El 15 de setiembre del año pasado falleció Harry Dean Stanton; tenía 91 años. Es la edad del personaje que interpreta en esta película1 que no llegó a ver, la primera dirigida por el actor John Carroll Lynch, y que constituye un homenaje, una despedida y un monumento, todo a la vez. Hay que recordar que este actor fue –y se ha repetido hasta el cansancio– uno de esos secundarios imprescindibles que podían salvar cualquier situación, rol que cumplió en las cerca de doscientas películas donde trabajó, desde Pat Garrett y Billy the Kid hasta El padrino II, desde Alien, el octavo pasajero hasta La última tentación de Cristo, desde Escape de Nueva York hasta Corazón salvaje, y hay que agregar series televisivas, como Big Love o Twin Peaks.
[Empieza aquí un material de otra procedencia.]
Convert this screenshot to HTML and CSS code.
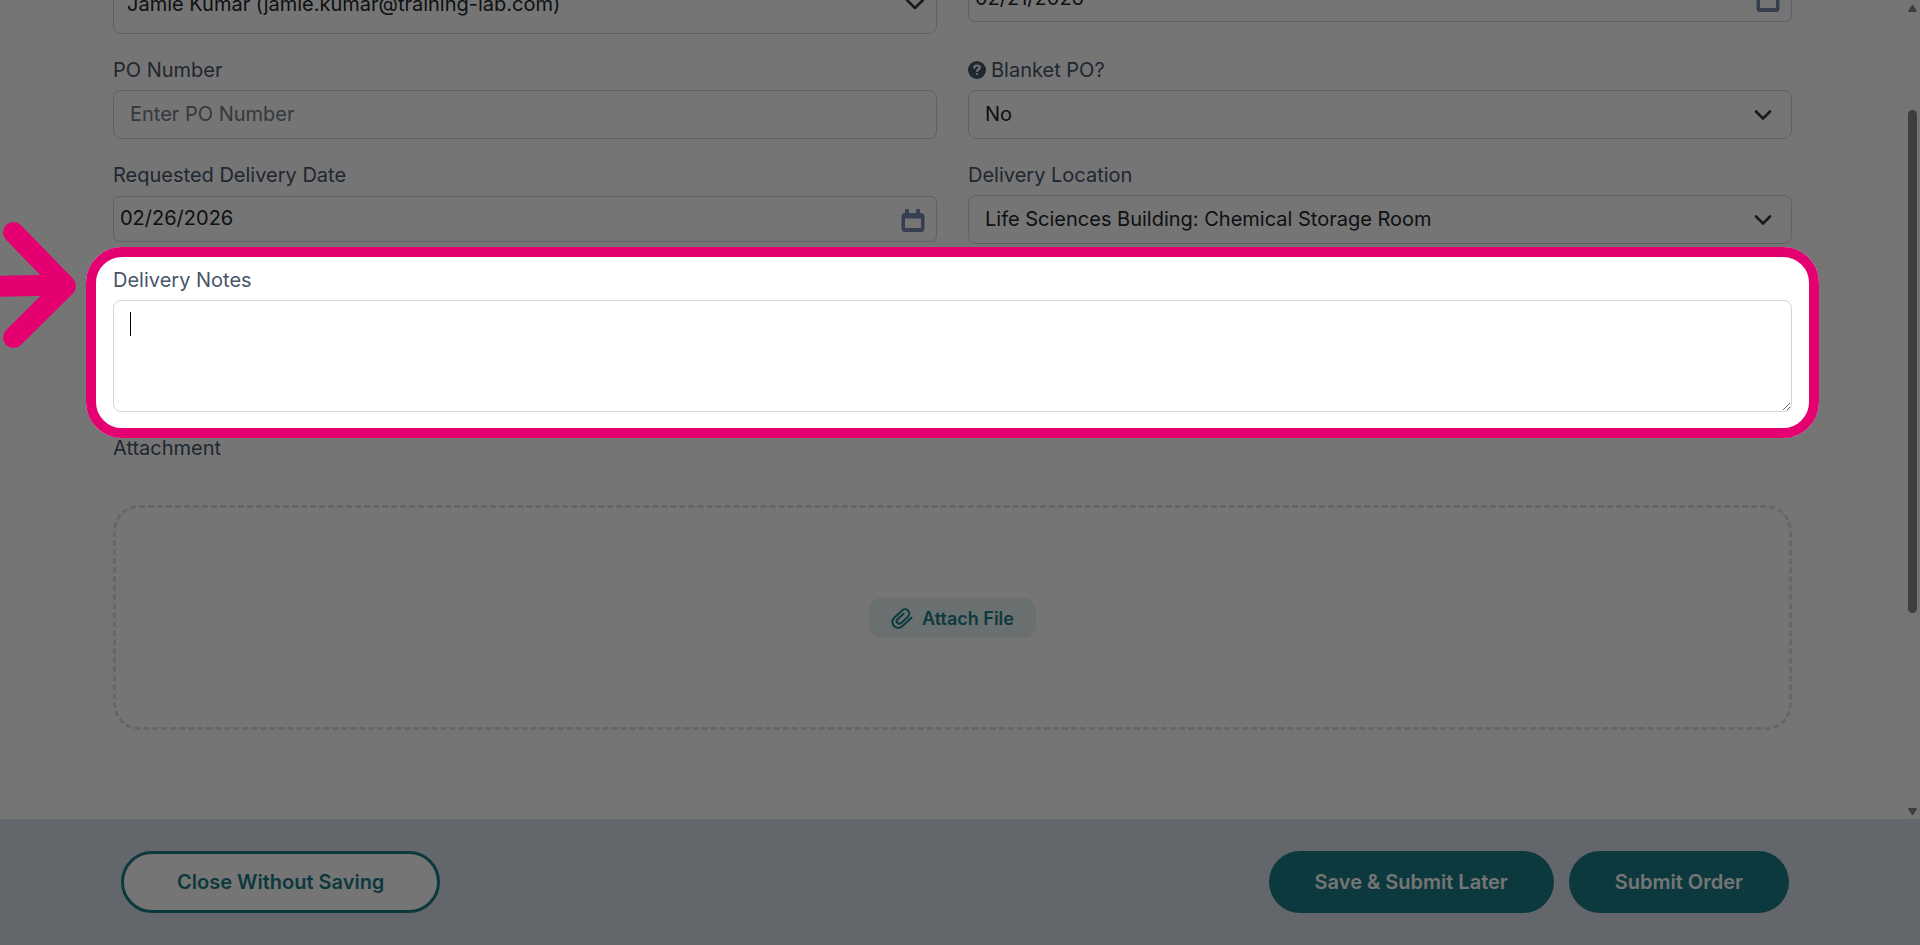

Fue protagónico apenas en un par, Paris Texas, de Wim Wenders (1984), y esta que estamos reseñando, aunque tuvo especial relieve en Una historia sencilla (1999), la realización más luminosa de David Lynch.
Lynch y algún otro camarada, la amistad, la vejez, la misma vida de Stanton, se mezclan en Lucky en un conglomerado particular. Lucky vive solo en las afueras de un poblado en una de esas regiones áridas del oeste estadounidense cercanas a la frontera mexicana, donde en el campo medran los cactus y las lagartijas, y en el pueblo sillas siempre vacías frente a algún pequeño negocio parecen esperar a personas que no volverán. Todas las mañanas Lucky se levanta, hace sus ejercicios exponiendo sus flacas piernas curvadas y su pecho escueto a la mirada de la cámara, se peina, se viste y sale para el pueblo, encendiendo su cigarrillo. Va a la cafetería, conversa parcamente con su dueño y la mesera, ambos negros, mira con extrañeza las confianzas de un trío de jóvenes, profiere el mismo insulto (“Putas”) hacia algún lugar que no se muestra. Hace palabras cruzadas y mira programas de concurso en la televisión. En las noches va al bar a tomar su bloody mary con otros parroquianos, uno de los cuales es el mismo David Lynch, amargadísimo porque su tortuga llamada Presidente Roosevelt se escapó. Se habla mucho de las tortugas, bichos de esas tierras secas como el mismo Lucky; se habla de su longevidad, de su caparazón que será su ataúd, y de su sabiduría, en la que Lynch insiste.
Las coincidencias se suman. Lucky, al igual que quien lo encarna, estuvo en Okinawa en la Segunda Guerra Mundial, evocaciones que saltan cuando se encuentra con otro veterano interpretado por Tom Skerrit, con el que Stanton actuara en Alien. Lucky, al igual que Stanton, tiene una relación estrecha con la música. Si el actor mantuvo durante toda su vida la banda que lleva su nombre –en la que interpretaba jazz, pop y country–, Lucky escucha rancheras por las mañanas y es capaz, con una voz sorprendentemente firme para su edad, de paralizar a los asistentes a un cumpleaños soltándose a cantar sin previo aviso y en un castellano bastante pasable “Volver volver”.
Probablemente a quienes no hayan navegado antes por esas aguas –las de ese mundo de un cine que habitó Stanton largamente– les cueste aceptar esta película como una ficción. Porque es una historia sin argumento preciso, con un crecimiento que casi no es tal. Se trata, más bien, de pantallazos de la vida de un hombre anciano y de la comunidad a la que se arrima. Un detalle que diseña el estilo de la película: Lucky nunca sonríe. Los escasos momentos en que su estolidez parece aflojarse se expresan exclusivamente en un cambio casi imperceptible en sus ojos o en cómo acomoda su cuerpo. La “historia” casi no es tal. Sus picos emocionales, si se los puede llamar así, son el desamparo de un viejo acostado en posición fetal, la breve interrupción de la soledad por una conversación o una música, la atención a un cactus que se encuentra todos los días pero por primera vez parece ser visto (¿como un igual?). Pequeña y rara película que deja la imagen final y recogida de alguien que a su manera discreta nos acompañó, en la pantalla, tantas veces.